To make effective use of curriculum time, team software courses should be carefully structured and based on proven project experience. Without a defined process or a structured team framework, engineers must figure out for themselves how to run their projects. Without this process and structure, these groups must learn team-building and teamwork basics through an often painful trial-and-error process. This is both expensive and unnecessary because teamwork principles are well known and straightforward.
TSPi guides engineers in effective teamwork methods. It does this by walking them through a team-building process and then using a measured and defined framework for developing products. Assuming that the engineers are PSP-trained, they can follow the TSPi scripts and use the TSPi support tool to plan and manage their work.4 Following TSPi makes engineers' projects much more efficient and permits them to concentrate on learning about software engineering rather than spend an excessive amount of time on team-building and team management issues.
TSPi provides defined team roles that are allocated among the team members. Each role specifies what is expected and when and how each task is to be done. When all team members know what they and everyone else should do, they are in a better position to work effectively as a team. If a team member does not do his or her job, the other team members will know it, and they can deal with the problem. When teams cannot solve interpersonal problems themselves, they are told to call on their instructor or manager for help. The Instructor's Guide for this book suggests methods for handling many common teamwork issues. When student team members have explicit roles and the role responsibilities are clearly defined and visible, instructors can provide fairer and more specific grades. Each student can then be rated on individual performance as well as on the overall team's results. Not only does this approach motivate better performance, but it is also a fairer way to grade team courses.
This book is designed to lead teams through the TSPi process. Following the first two introductory chapters (Part I), the chapters in Part II walk teams through a complete development cycle. The text explains the process scripts and gives examples of the completed TSPi forms. Part III provides detailed descriptions of the TSPi team-member roles: team leader, development manager, planning manager, quality/process manager, and support manager. After reading the chapter on your personal role, you can use these TSPi role scripts for reference while working on the project.
At the start of the TSPi course, each student completes an INFO form (see Appendix F) describing his or her interests and background. The instructor uses this information to divide the class into five-engineer teams and to assign initial roles to the team members. If one or two teams have four or six members, the instructor must make some role adjustments. All the roles must be assigned, and each engineer should have at least one role. For a four-engineer team, the support manager role should be distributed among the team members. For a six-engineer team, the quality/process manager role should be split into two: the quality manager and the process manager.
With the teams selected and roles assigned, the teams start their projects and report on their progress. At the end of each development cycle, the engineers assess the team's overall performance as well as that of each individual role. With this information, the instructor can evaluate the work and better assign team-member roles for the next development cycle.
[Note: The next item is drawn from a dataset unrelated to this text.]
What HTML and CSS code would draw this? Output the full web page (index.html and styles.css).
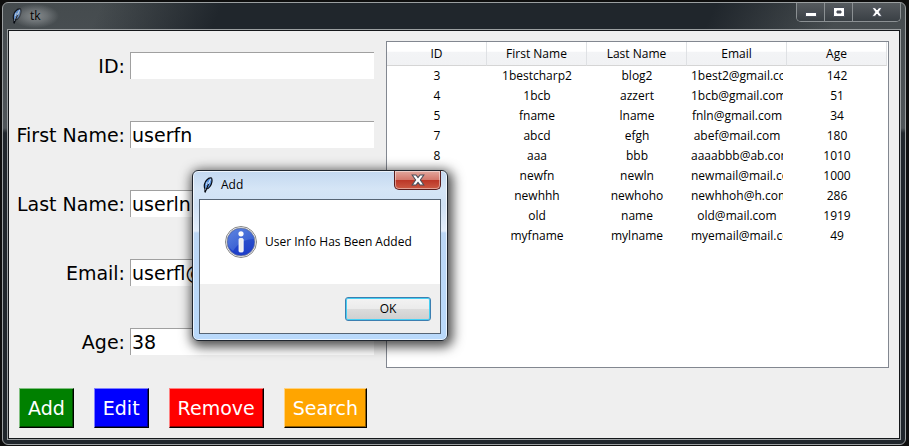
FILE: index.html
```html
<!DOCTYPE html>
<html lang="en">
<head>
<meta charset="utf-8">
<title>tk</title>
<link rel="stylesheet" href="styles.css">
</head>
<body>
<svg width="0" height="0" class="defs" aria-hidden="true">
  <defs>
    <linearGradient id="ball" x1="0" y1="0" x2="0" y2="1"><stop offset="0" stop-color="#2f58cc"/><stop offset="1" stop-color="#1c3cc8"/></linearGradient>
    <linearGradient id="gloss" x1="0" y1="0" x2="1" y2="1"><stop offset="0" stop-color="#7fa4ee"/><stop offset="1" stop-color="#2f5ad0"/></linearGradient>
    <symbol id="feather" viewBox="0 0 16 16">
      <path d="M5 15 5 12C3.500 9 4.500 5 7 2.800 8 1.500 10 .6 11.500 1 12.600 3 11.800 7 10 9.500 9 11 7.500 12 6 12Z" fill="#5b93dc" stroke="#0a0d14" stroke-width="1.200"/>
      <path d="M10.800 1.800 5.300 13M9.800 3.500 9 6M6.500 8 7 5" stroke="#cfe2fb" stroke-width=".9" fill="none"/>
      <path d="M8.500 7 5 15.500" stroke="#0a0d14" stroke-width="1.200"/>
    </symbol>
    <symbol id="cross" viewBox="0 0 12 10">
      <path d="M1 .7H4.200L6 3 7.800.7H11L8 5 11 9.300H7.800L6 7 4.200 9.300H1L4 5Z" fill="#fff" stroke="#4a4f5a" stroke-width=".9"/>
    </symbol>
  </defs>
</svg>
<main class="window">
  <header class="titlebar">
    <svg class="feather" aria-hidden="true"><use href="#feather"/></svg>
    <h1 class="title">tk</h1>
    <div class="caption">
      <button type="button" class="cap" aria-label="Minimize"><svg width="12" height="10" viewBox="0 0 12 10"><rect x=".5" y="5.500" width="11" height="4" fill="#fff" stroke="#4a4f5a"/></svg></button>
      <button type="button" class="cap" aria-label="Maximize"><svg width="12" height="10" viewBox="0 0 12 10"><path d="M.5.5H11.500V9.500H.5ZM4 4V6H8V4Z" fill="#fff" fill-rule="evenodd" stroke="#4a4f5a"/></svg></button>
      <button type="button" class="cap cap-close" aria-label="Close"><svg width="12" height="10"><use href="#cross"/></svg></button>
    </div>
  </header>
  <div class="client">
    <form class="form">
      <div class="fields">
        <label for="id">ID:</label><input id="id" type="text">
        <label for="fn">First Name:</label><input id="fn" type="text" value="userfn">
        <label for="ln">Last Name:</label><input id="ln" type="text" value="userln">
        <label for="email">Email:</label><input id="email" type="text" value="userfl@">
        <label for="age">Age:</label><input id="age" type="text" value="38">
      </div>
      <div class="actions">
        <button type="button" class="btn add">Add</button>
        <button type="button" class="btn edit">Edit</button>
        <button type="button" class="btn remove">Remove</button>
        <button type="button" class="btn search">Search</button>
      </div>
    </form>
    <div class="tree">
      <table>
        <thead><tr><th>ID</th><th>First Name</th><th>Last Name</th><th>Email</th><th>Age</th></tr></thead>
        <tbody>
          <tr><td>3</td><td>1bestcharp2</td><td>blog2</td><td><div class="clip">1best2@gmail.com</div></td><td>142</td></tr>
          <tr><td>4</td><td>1bcb</td><td>azzert</td><td><div class="clip">1bcb@gmail.com</div></td><td>51</td></tr>
          <tr><td>5</td><td>fname</td><td>lname</td><td><div class="clip">fnln@gmail.com</div></td><td>34</td></tr>
          <tr><td>7</td><td>abcd</td><td>efgh</td><td><div class="clip">abef@mail.com</div></td><td>180</td></tr>
          <tr><td>8</td><td>aaa</td><td>bbb</td><td><div class="clip">aaaabbb@ab.com</div></td><td>1010</td></tr>
          <tr><td></td><td>newfn</td><td>newln</td><td><div class="clip">newmail@mail.com</div></td><td>1000</td></tr>
          <tr><td></td><td>newhhh</td><td>newhoho</td><td><div class="clip">newhhoh@h.com</div></td><td>286</td></tr>
          <tr><td></td><td>old</td><td>name</td><td><div class="clip">old@mail.com</div></td><td>1919</td></tr>
          <tr><td></td><td>myfname</td><td>mylname</td><td><div class="clip">myemail@mail.com</div></td><td>49</td></tr>
        </tbody>
      </table>
    </div>
  </div>
</main>
<section class="dialog" role="dialog" aria-labelledby="dlg-title">
  <header class="dialog-bar">
    <svg class="feather" aria-hidden="true"><use href="#feather"/></svg>
    <h2 class="title" id="dlg-title">Add</h2>
    <button type="button" class="dialog-close" aria-label="Close dialog"><svg width="14" height="12"><use href="#cross"/></svg></button>
  </header>
  <div class="dialog-client">
    <div class="message">
      <svg width="32" height="32" viewBox="0 0 32 32" aria-hidden="true">
        <circle cx="16" cy="16" r="15.500" fill="#fff" stroke="#858585"/>
        <circle cx="16" cy="16" r="14" fill="url(#ball)" stroke="#8d8f98" stroke-width=".8"/>
        <path d="M2.800 17A13.300 13.300 0 0 1 29 13C20 13 13 17 8 25 5 23 3 20 2.800 17Z" fill="url(#gloss)" opacity=".6"/>
        <circle cx="16" cy="7.800" r="2.600" fill="#fff"/>
        <rect x="14" y="12.500" width="4.200" height="13.500" rx="1" fill="#ededed" stroke="#fff" stroke-width=".8"/>
      </svg>
      <p>User Info Has Been Added</p>
    </div>
    <div class="dialog-foot"><button type="button" class="ok">OK</button></div>
  </div>
</section>
</body>
</html>
```
FILE: styles.css
```css
* { box-sizing: border-box; }
body {
  margin: 0;
  min-height: 100vh;
  padding: 2px 3px 1px 2px;
  display: flex;
  background: #0e0e0e;
  color: #000;
  font: 12px/16px "Open Sans", "Noto Sans", sans-serif;
  position: relative;
}
.defs { position: absolute; }
h1, h2, p { margin: 0; font-size: 12px; font-weight: 400; }
button { font: inherit; padding: 0; }

.window {
  flex: 1;
  display: flex;
  flex-direction: column;
  padding: 0 4px 4px;
  border: 1px solid #9b9fa1;
  border-radius: 6px;
  background:
    linear-gradient(115deg, transparent 0 90px, #20262c 200px, #20262c 78%, transparent 92%) top / 100% 27px no-repeat,
    linear-gradient(#454b4e 0, #50565a 125px, #20262c 130px, #20262c);
}
.titlebar { height: 26px; display: flex; align-items: center; padding-left: 2px; }
.feather { width: 16px; height: 16px; flex: none; }
.titlebar .title {
  padding: 4px 18px;
  margin-left: -13px;
  background: radial-gradient(closest-side, #858a8c, #7d8285aa 50%, transparent);
}
.caption {
  align-self: flex-start;
  margin-left: auto;
  display: flex;
  border: 1px solid #8b9093;
  border-top: 0;
  border-radius: 0 0 5px 5px;
  overflow: hidden;
}
.cap {
  width: 28px;
  height: 18px;
  border: 0;
  border-right: 1px solid #8b9093;
  background: linear-gradient(#565b5f, #3a4045);
  display: grid;
  place-items: center;
}
.cap-close { width: 47px; border-right: 0; }

.client {
  flex: 1;
  display: flex;
  gap: 12px;
  padding: 10px 10px 9px 5px;
  border: 1px solid #14171a;
  outline: 1px solid #9b9fa1;
  margin: 1px;
  background: #efefef;
}
.form {
  width: 360px;
  flex: none;
  display: flex;
  flex-direction: column;
  gap: 33px;
  padding-top: 11px;
  font: 19px/24px "DejaVu Sans", Verdana, sans-serif;
}
.fields {
  display: grid;
  grid-template-columns: 111px 1fr;
  gap: 42px 5px;
  align-items: center;
}
.fields label { text-align: right; white-space: nowrap; justify-self: end; }
.fields input {
  width: 100%;
  height: 27px;
  padding: 0 1px;
  border: solid #a0a0a0;
  border-width: 1px 0 0 1px;
  background: #fff;
  font: inherit;
}
.actions { display: flex; gap: 20px; padding-left: 5px; }
.btn {
  height: 40px;
  padding: 0 8px;
  border: 1px solid #000;
  border-top-color: #ffffff80;
  border-left-color: #ffffff80;
  color: #fff;
  box-shadow: inset -1px -1px #00000070;
}
.add { background-color: #008000; }
.edit { background-color: #0000ff; }
.remove { background-color: #ff0000; }
.search { background-color: #ffa500; }

.tree {
  flex: 1;
  margin-bottom: 61px;
  padding-right: 1px;
  border: 1px solid #828790;
  background: #fff;
}
table { width: 100%; table-layout: fixed; border-collapse: separate; border-spacing: 0; text-align: center; }
th {
  height: 24px;
  padding: 0;
  font-weight: 400;
  border-right: 1px solid #dfe1e4;
  border-bottom: 1px solid #d5d5d5;
  background: linear-gradient(#fff 40%, #f3f4f6 45%, #f1f2f4);
}
td { height: 20px; padding: 0 4px; }
.clip { overflow: hidden; white-space: nowrap; }

.dialog {
  position: absolute;
  left: 192px;
  top: 170px;
  width: 256px;
  padding: 0 6px 6px;
  border: 1px solid #20262e;
  border-radius: 6px;
  background: linear-gradient(#c3d8f0, #d5e5f6 18px, #cfe1f5 34px, #e3eefb 60px, #bcd7f5 62px, #b9d9fb);
  box-shadow: inset 0 0 0 1px #ffffffb0, 2px 3px 12px 3px #000000b0;
}
.dialog-bar { height: 28px; display: flex; align-items: center; padding-left: 1px; gap: 5px; }
.dialog-close {
  align-self: flex-start;
  margin-left: auto;
  width: 47px;
  height: 19px;
  border: 1px solid #5a1d1d;
  border-top: 0;
  border-radius: 0 0 5px 5px;
  background: linear-gradient(#e2a79d, #d4796c 48%, #bb3526 50%, #cc5a44);
  box-shadow: inset 0 0 0 1px #ffffff70;
  display: grid;
  place-items: center;
}
.dialog-client { border: 1px solid #566474; background: #efefef; }
.message {
  height: 84px;
  padding-left: 25px;
  display: flex;
  align-items: center;
  gap: 8px;
  background: #fff;
}
.dialog-foot { display: flex; justify-content: flex-end; padding: 13px 9px 12px; }
.ok {
  width: 86px;
  height: 24px;
  border: 1px solid #3c7fb1;
  border-radius: 3px;
  background: linear-gradient(#f3f3f3, #ebebeb 48%, #dcdcdc 50%, #cfcfcf);
  box-shadow: inset 0 0 0 1px #46d0f4;
}
```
If necessary, the instructor may make some team membership changes, but, unless there are serious problems, teams should be kept together throughout the course.
Although TSPi will work for almost any project, this book provides two standard, predefined problems that are designed to meet the needs of a wide variety of courses. Although there could be advantages to using actual customer problems, this practice is not recommended for three reasons. First, courses have firm and unvarying schedules. Although most customers will initially agree to a fixed time scale, few customers know how long it really takes to develop software. Also, because beginning engineers do not generally know how to manage projects on firm schedules, the chances of project failure are high. This problem is compounded by the fact that actual customer requirements are notoriously vague and unstable, leading to frequent changes and extensive delays.
The second reason to use a standard, predefined exercise is that a teamwork course should be designed to teach specific lessons. Although one goal of the project should be to build a working product, the principal course objective should be to demonstrate the benefits of using proven software engineering methods. With an actual customer problem, the first priority must be to satisfy the customer. As the requirements change or the customer takes time to answer questions, the work will slip. As the schedule gets compressed, teams often concentrate on finishing the product and ignore the process. Unfortunately, the principal lesson often learned from such courses is how not to develop software.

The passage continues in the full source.